What I learnt from that experience: monkeys are funny and curious, but also scary and unpredictable; you are not supposed to look them in the eye. And if they come close on you, don’t panic: just stay calm and slowly walk away.
Obviously, I can’t finish my story about Bali without talking about Balinese people. They are kind, they have huge hearts and infectious smiles. They just show love for everyone. What a wonderful world we would live in if we could learn about them.
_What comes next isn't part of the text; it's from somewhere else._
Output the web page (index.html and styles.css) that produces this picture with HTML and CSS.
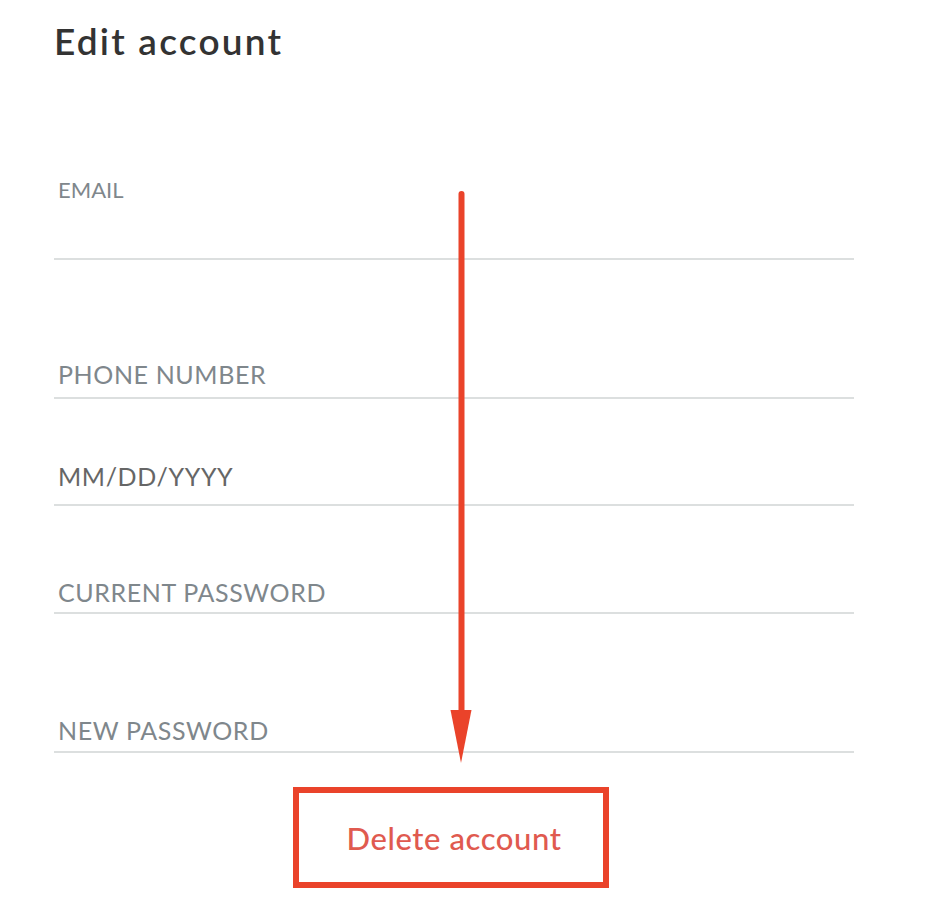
FILE: index.html
```html
<!DOCTYPE html>
<html lang="en">
<head>
    <meta charset="UTF-8">
    <meta name="viewport" content="width=device-width, initial-scale=1.0">
    <title>Edit account</title>
    <link rel="stylesheet" href="styles.css">
</head>
<body>
    <div class="page">
        <h1>Edit account</h1>
        <form class="account-form">
            <div class="field field-email">
                <label for="email">EMAIL</label>
                <input type="email" id="email" name="email">
            </div>
            <div class="field field-phone">
                <input type="tel" id="phone" name="phone" placeholder="PHONE NUMBER">
            </div>
            <div class="field field-date">
                <input type="text" id="birthday" name="birthday" value="MM/DD/YYYY">
            </div>
            <div class="field field-current">
                <input type="password" id="current" name="current" placeholder="CURRENT PASSWORD">
            </div>
            <div class="field field-new">
                <input type="password" id="new" name="new" placeholder="NEW PASSWORD">
            </div>
            <div class="actions">
                <div class="highlight">
                    <button type="button" class="delete">Delete account</button>
                </div>
            </div>
        </form>

        <!-- annotation arrow pointing at the button -->
        <svg class="arrow" width="23" height="575" viewBox="0 0 23 575">
            <rect x="8.5" y="1" width="6" height="525" rx="3" fill="#ea432a"/>
            <polygon points="0.5,520 21.5,520 11,573" fill="#ea432a"/>
        </svg>
    </div>
</body>
</html>
```

FILE: styles.css
```css
:root {
    --clr-label: #7f878c;
    --clr-line: #dcdfdf;
    --clr-red: #ea432a;
}

* {
    box-sizing: border-box;
    margin: 0;
    padding: 0;
}

body {
    font-family: 'Lato', 'Liberation Sans', sans-serif;
    background-color: #ffffff;
    color: #333333;
}

.page {
    position: relative;
    width: 800px;
    margin-left: 54px;
    padding-top: 22px;
}

h1 {
    font-size: 37px;
    line-height: 37px;
    font-weight: 600;
    color: #333333;
    letter-spacing: 2.2px;
}

.account-form {
    margin-top: 120px;
}

.field {
    display: flex;
    flex-direction: column;
    padding: 0 0 8px 4px;
    border-bottom: 2px solid var(--clr-line);
}

.field label {
    font-size: 22px;
    line-height: 22px;
    color: var(--clr-label);
}

.field input {
    height: 25px;
    border: none;
    outline: none;
    padding: 0;
    font-family: inherit;
    font-size: 25px;
    line-height: 25px;
    color: #666666;
    letter-spacing: 0.6px;
    background: transparent;
}

.field input::placeholder {
    color: var(--clr-label);
    opacity: 1;
}

.field-email {
    padding-bottom: 10px;
}

.field-email input {
    margin-top: 22px;
}

.field-phone {
    padding-top: 101px;
    padding-bottom: 11px;
}

.field-date {
    padding-top: 64px;
    padding-bottom: 16px;
}

.field-current {
    padding-top: 73px;
}

.field-new {
    padding-top: 103px;
    padding-bottom: 9px;
}

.actions {
    display: flex;
    justify-content: center;
    margin-top: 34px;
    padding-right: 6px;
}

.highlight {
    width: 316px;
    height: 101px;
    border: 6px solid var(--clr-red);
    display: flex;
    align-items: center;
    justify-content: center;
}

.delete {
    border: none;
    background: none;
    font-family: inherit;
    font-size: 31px;
    font-weight: 500;
    letter-spacing: 0.6px;
    color: #e05a4f;
    cursor: pointer;
    padding-left: 6px;
}

.arrow {
    position: absolute;
    left: 396px;
    top: 190px;
}
```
Every time I think about Bali it brings a smile to my face. I’ve always said that I left a piece of my heart there. It is true what people say: Bali is a feeling, not a place.

🇮🇩 BBQ Gecko
Jessica Gomes 🇵🇹

___One of the most famous animals in Bali are the Geckos.
They are basically everywhere. You can find them in a coffee, in a hotel, in your room behind your wardrobe, in your toilet next to your mirror. Everywhere.
Gecko sound is also one of the most recognizable Bali sounds, something like “wah-wah”.
At my house in Bali, they really liked my kitchen. Every time I got to the kitchen, I got a little scared, since they moved as soon as they hear some noise or feel some movement.
But they had a special place in that kitchen… something like home for them or maybe a nice place to take a nap: below the toaster.